Find every line with the word "components" and give their count, nothing else.

>>>>>

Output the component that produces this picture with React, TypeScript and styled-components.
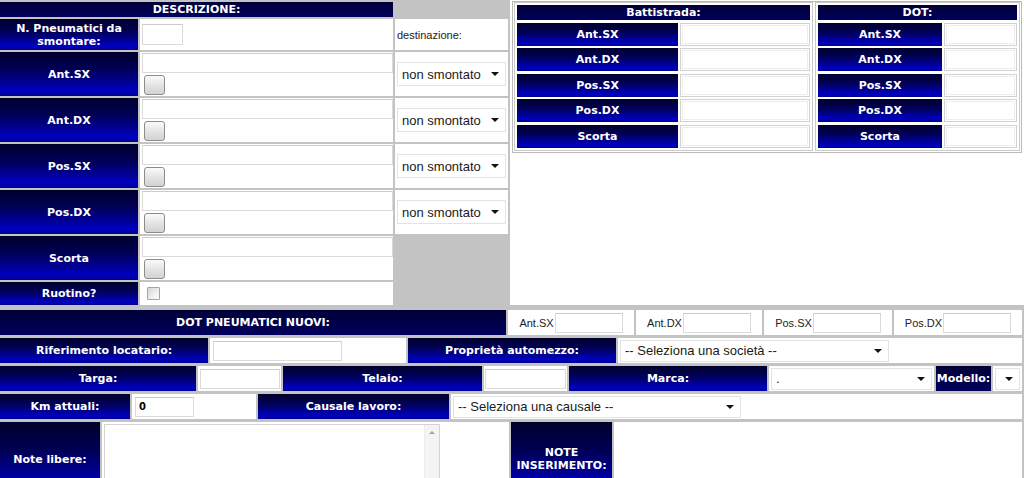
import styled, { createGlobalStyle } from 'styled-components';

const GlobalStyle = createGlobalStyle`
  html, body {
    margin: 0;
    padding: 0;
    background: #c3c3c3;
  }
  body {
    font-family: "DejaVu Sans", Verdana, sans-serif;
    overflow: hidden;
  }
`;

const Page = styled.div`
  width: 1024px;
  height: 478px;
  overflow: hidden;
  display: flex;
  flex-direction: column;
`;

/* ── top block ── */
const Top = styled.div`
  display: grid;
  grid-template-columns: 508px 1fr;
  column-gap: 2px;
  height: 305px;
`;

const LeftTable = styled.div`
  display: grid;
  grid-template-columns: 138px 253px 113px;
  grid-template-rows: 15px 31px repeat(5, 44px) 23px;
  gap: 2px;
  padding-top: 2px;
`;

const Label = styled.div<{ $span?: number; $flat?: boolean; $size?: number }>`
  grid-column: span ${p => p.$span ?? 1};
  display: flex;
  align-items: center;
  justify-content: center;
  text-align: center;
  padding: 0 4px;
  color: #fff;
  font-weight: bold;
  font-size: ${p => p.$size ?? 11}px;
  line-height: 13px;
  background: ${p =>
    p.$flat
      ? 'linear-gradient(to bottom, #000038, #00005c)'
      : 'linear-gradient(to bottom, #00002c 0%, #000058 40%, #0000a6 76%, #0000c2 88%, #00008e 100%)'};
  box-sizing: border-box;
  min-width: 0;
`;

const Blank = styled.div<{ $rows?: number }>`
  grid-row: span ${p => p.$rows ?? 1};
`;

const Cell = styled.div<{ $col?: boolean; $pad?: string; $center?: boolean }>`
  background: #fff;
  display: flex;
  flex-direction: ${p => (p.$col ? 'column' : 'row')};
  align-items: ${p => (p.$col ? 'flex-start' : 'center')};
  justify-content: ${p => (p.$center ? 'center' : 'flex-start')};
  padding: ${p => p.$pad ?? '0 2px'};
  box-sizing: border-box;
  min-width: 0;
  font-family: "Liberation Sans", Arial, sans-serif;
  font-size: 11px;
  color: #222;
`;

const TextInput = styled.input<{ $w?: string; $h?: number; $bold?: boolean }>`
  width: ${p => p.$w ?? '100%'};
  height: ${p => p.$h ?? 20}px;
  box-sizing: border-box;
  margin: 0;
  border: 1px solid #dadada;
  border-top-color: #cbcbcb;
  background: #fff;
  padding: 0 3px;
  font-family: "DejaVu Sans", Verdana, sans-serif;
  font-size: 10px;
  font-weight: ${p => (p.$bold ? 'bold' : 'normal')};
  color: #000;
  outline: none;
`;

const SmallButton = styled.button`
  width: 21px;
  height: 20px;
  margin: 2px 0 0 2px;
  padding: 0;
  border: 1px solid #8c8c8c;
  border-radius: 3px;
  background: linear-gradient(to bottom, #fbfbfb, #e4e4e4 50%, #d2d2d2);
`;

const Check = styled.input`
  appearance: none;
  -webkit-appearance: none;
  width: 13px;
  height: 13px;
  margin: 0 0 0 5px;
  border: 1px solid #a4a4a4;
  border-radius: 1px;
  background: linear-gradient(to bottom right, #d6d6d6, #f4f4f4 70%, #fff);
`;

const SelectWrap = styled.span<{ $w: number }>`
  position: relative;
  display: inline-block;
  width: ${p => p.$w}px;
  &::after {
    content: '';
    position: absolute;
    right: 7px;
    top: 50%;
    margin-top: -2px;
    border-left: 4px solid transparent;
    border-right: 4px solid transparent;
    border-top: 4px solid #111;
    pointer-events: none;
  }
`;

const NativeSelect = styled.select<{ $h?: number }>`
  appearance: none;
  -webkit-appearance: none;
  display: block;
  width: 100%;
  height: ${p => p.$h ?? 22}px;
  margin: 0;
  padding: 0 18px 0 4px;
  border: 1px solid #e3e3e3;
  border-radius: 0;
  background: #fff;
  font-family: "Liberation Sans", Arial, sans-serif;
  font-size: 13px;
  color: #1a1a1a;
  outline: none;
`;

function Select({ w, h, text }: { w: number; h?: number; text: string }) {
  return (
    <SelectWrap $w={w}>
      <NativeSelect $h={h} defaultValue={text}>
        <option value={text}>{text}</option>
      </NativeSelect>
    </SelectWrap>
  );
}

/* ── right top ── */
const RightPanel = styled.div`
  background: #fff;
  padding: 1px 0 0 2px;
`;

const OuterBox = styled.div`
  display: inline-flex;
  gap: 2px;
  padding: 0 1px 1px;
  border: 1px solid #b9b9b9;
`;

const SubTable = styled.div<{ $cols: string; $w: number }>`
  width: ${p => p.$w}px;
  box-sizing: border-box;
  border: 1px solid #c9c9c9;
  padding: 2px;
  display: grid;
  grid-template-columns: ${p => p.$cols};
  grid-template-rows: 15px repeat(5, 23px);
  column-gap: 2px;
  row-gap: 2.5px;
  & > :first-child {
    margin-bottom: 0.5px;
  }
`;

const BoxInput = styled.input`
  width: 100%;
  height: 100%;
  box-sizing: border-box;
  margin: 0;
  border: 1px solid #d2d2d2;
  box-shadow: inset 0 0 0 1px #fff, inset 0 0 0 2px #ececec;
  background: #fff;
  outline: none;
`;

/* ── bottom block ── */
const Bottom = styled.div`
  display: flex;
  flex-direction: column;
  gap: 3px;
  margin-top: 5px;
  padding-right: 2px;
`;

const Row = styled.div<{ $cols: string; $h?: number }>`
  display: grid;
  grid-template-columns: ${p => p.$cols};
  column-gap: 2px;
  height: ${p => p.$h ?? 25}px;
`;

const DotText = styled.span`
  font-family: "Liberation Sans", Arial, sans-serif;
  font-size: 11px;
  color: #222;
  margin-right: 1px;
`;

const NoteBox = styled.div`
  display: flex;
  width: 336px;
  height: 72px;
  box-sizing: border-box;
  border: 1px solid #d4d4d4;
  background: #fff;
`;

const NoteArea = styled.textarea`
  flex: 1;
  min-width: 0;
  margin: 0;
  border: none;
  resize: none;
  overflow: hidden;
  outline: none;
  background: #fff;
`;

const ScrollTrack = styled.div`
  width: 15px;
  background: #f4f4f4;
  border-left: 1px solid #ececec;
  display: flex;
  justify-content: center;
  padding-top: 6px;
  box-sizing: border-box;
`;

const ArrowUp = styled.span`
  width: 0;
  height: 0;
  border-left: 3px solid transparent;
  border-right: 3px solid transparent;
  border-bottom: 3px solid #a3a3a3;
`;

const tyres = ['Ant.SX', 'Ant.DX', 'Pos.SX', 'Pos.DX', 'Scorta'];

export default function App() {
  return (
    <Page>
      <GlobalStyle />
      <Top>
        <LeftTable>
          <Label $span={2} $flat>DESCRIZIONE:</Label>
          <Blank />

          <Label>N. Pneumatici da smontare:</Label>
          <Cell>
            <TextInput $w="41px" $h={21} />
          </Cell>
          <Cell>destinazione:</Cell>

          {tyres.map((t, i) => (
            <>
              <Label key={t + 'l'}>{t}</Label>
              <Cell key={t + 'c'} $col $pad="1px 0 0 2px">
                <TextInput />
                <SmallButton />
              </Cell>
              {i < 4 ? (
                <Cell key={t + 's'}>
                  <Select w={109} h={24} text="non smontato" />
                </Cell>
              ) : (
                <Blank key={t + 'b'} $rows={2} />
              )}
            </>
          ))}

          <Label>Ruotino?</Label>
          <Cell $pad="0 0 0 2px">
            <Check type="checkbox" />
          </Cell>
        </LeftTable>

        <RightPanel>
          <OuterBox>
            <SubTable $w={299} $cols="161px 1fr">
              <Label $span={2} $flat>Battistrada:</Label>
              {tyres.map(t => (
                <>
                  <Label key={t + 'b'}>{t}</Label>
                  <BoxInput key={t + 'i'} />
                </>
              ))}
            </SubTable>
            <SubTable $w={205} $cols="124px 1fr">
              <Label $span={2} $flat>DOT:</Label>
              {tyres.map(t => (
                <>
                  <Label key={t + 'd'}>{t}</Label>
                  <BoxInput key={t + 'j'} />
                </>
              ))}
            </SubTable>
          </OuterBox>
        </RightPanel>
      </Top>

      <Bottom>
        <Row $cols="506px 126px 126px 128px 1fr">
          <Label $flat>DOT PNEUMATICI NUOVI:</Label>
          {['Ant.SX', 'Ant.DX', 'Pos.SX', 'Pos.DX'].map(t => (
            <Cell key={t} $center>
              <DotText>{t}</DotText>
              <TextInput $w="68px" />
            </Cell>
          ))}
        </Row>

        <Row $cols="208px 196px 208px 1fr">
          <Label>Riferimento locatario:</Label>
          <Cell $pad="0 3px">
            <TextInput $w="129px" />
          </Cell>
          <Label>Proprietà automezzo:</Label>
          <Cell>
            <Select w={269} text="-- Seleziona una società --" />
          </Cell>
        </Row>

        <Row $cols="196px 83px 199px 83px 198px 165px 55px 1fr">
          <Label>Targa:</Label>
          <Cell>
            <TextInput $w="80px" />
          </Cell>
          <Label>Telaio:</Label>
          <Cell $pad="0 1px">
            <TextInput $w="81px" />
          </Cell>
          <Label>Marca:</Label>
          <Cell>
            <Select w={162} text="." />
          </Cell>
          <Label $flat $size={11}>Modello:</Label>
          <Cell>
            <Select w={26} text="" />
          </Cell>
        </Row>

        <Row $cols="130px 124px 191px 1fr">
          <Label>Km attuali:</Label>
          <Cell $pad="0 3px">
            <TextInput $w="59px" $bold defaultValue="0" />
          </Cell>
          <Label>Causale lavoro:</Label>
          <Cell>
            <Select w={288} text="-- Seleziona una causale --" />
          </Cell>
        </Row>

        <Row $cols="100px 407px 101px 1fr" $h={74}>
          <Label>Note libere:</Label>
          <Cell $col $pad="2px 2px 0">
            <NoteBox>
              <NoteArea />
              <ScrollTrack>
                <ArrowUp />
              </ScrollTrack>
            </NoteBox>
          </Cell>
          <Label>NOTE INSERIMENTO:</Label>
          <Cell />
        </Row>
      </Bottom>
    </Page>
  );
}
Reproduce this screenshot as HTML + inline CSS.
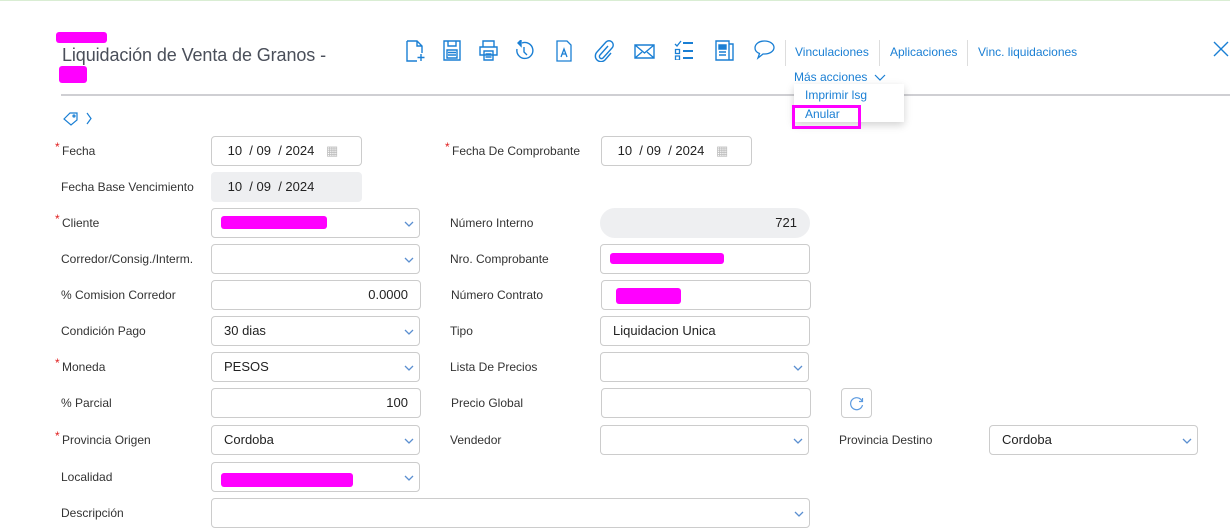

<<<<<

### Output for this task
2